A natural number $p$ is prime if and only if it has exactly two solution sets $\{x,y\}$ to the equation $$\frac1p = \frac1x + \frac1y, \text{ or equivalently, }p=\frac{xy}{x+y}.$$
Those solution sets are $\{p,p(p+1)\}$ and $\{2p\}$ (where $x=y=2p$).
Is this a known fact about prime numbers? If so, could somebody provide a reference?
A proof is given below.
Proof: $(\implies)$ Suppose $p$ is prime. Then if $$p=\frac{xy}{x+y},$$ we can express $x=p^ak$ and $y=p^bl$ for $k$ and $l$ coprime to $p$. Without loss of generality, suppose $0\leq a\leq b$ and $1\leq b$. Then we have $$p=p^b\frac{kl}{k+lp^{b-a}}.$$
Suppose that $b>a$. We then have that $p\not\mid k+lp^{b-a}$, and therefore $b=1$ and $a=0$. Therefore $kl=k+lp$, which implies $k(l-1)=lp$. Thus, $p\mid l-1$.
Consider any natural number $m\mid k$. Then $m\mid k(l-1)=lp$. Since $p\not\mid k$, we have $p\not\mid m$. Thus, $m\mid l$.
Similarly, for any natural $n\mid l$, we have $n\mid l(k-p)=k$.
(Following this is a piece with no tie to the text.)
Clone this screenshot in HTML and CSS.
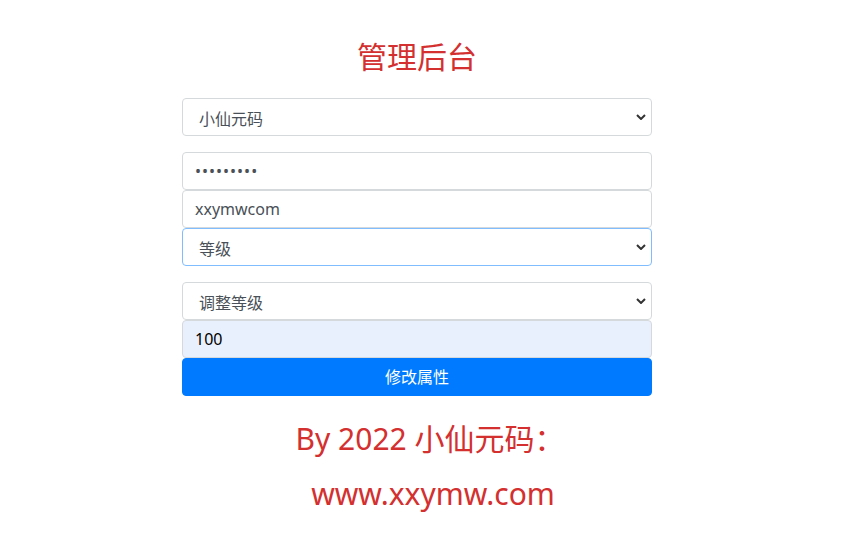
FILE: index.html
```html
<!DOCTYPE html>
<html lang="zh-CN">
<head>
<meta charset="utf-8">
<title>管理后台</title>
<link rel="stylesheet" href="styles.css">
</head>
<body>
<div class="page">
  <div class="panel">
    <h1 class="title">管理后台</h1>
    <form class="form">
      <select class="ctl ctl-select gap">
        <option>小仙元码</option>
      </select>
      <input class="ctl ctl-pass" type="password" value="123456789">
      <input class="ctl" type="text" value="xxymwcom">
      <select class="ctl ctl-select ctl-focus gap">
        <option>等级</option>
      </select>
      <select class="ctl ctl-select">
        <option>调整等级</option>
      </select>
      <input class="ctl ctl-fill" type="text" value="100">
      <button class="btn" type="button">修改属性</button>
    </form>
  </div>
  <p class="foot foot-1">By 2022 小仙元码：</p>
  <p class="foot foot-2">www.xxymw.com</p>
</div>
</body>
</html>
```

FILE: styles.css
```css
html, body {
  margin: 0;
  padding: 0;
  background: #fff;
}
body {
  font-family: "Noto Sans", "Noto Sans CJK SC", sans-serif;
}
.page {
  width: 846px;
  display: flex;
  flex-direction: column;
  align-items: center;
}
.panel {
  width: 470px;
  margin-right: 12px;
  display: flex;
  flex-direction: column;
}
.title {
  margin: 0;
  padding-top: 37px;
  margin-bottom: 21px;
  font-size: 30px;
  line-height: 40px;
  font-weight: 400;
  color: #d3302f;
  text-align: center;
}
.form {
  display: flex;
  flex-direction: column;
}
.ctl {
  box-sizing: border-box;
  display: block;
  width: 100%;
  height: 38px;
  margin: 0;
  padding: 6px 12px;
  font-family: "Noto Sans", "Noto Sans CJK SC", sans-serif;
  font-size: 16px;
  line-height: 24px;
  color: #495057;
  background: #fff;
  border: 1px solid #d6d9dc;
  border-radius: 4px;
  outline: none;
}
.ctl-pass {
  letter-spacing: 1px;
}
.ctl-select {
  appearance: none;
  -webkit-appearance: none;
  padding-left: 16px;
  padding-top: 8px;
  padding-bottom: 4px;
  background-image: url("data:image/svg+xml,%3Csvg xmlns='http://www.w3.org/2000/svg' width='10' height='6' viewBox='0 0 10 6'%3E%3Cpath d='M1 1l4 4 4-4' fill='none' stroke='%23333' stroke-width='2'/%3E%3C/svg%3E");
  background-repeat: no-repeat;
  background-position: right 5px center;
  background-size: 10px 6px;
}
.ctl-focus {
  border-color: #80bdff;
}
.ctl-fill {
  background: #e8f0fe;
  color: #000;
}
.gap {
  margin-bottom: 16px;
}
.btn {
  box-sizing: border-box;
  width: 100%;
  height: 38px;
  margin: 0;
  padding: 6px 12px;
  border: 1px solid #007bff;
  border-radius: 4px;
  background: #007bff;
  color: #fff;
  font-family: "Noto Sans", "Noto Sans CJK SC", sans-serif;
  font-size: 16px;
  line-height: 24px;
}
.foot {
  margin: 0;
  font-size: 30px;
  line-height: 40px;
  color: #d3302f;
  text-align: center;
}
.foot-1 {
  margin-top: 23px;
  padding-left: 14px;
}
.foot-2 {
  margin-top: 15px;
  padding-left: 20px;
}
```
So $l$ and $k$ have the exact same divisors, and thus $l=k$. Thus,
$$k^2=k+kp=k(p+1),$$ meaning $k=p+1$. So $x=p+1$, which implies $y=p(p+1)$. This is the first solution set.
Next, consider the case in which $b=a$. Then $$p=p^b\frac{kl}{k+l},$$ so $$p^{1-b}=\frac{kl}{k+l}.$$
Since $k$ and $l$ are coprime to $p$, it follows $b>0$. We also have $$\frac{1}{p^{b-1}}=\frac1k+\frac1l,$$ implying that $$\frac{1}{p^{a+b-1}}=\frac{1}{p^{2b-1}}=\frac1x+\frac1y,$$ so $2b-1=1$ and thus $a=b=1$. Finally, that implies $$p=p\frac{kl}{k+l},$$ so $kl=k+l$ and therefore $k=l=2$. This gives the solution $x=y=2p$. So if $p$ is prime then it has two solution sets.
$(\Longleftarrow)$ If $p$ is not prime, then $p=qr$ where $q$ is prime and $r\neq 1$. Then $$\frac1p=\frac1{p+r}+\frac1{q(p+r)}$$ gives us another solution set.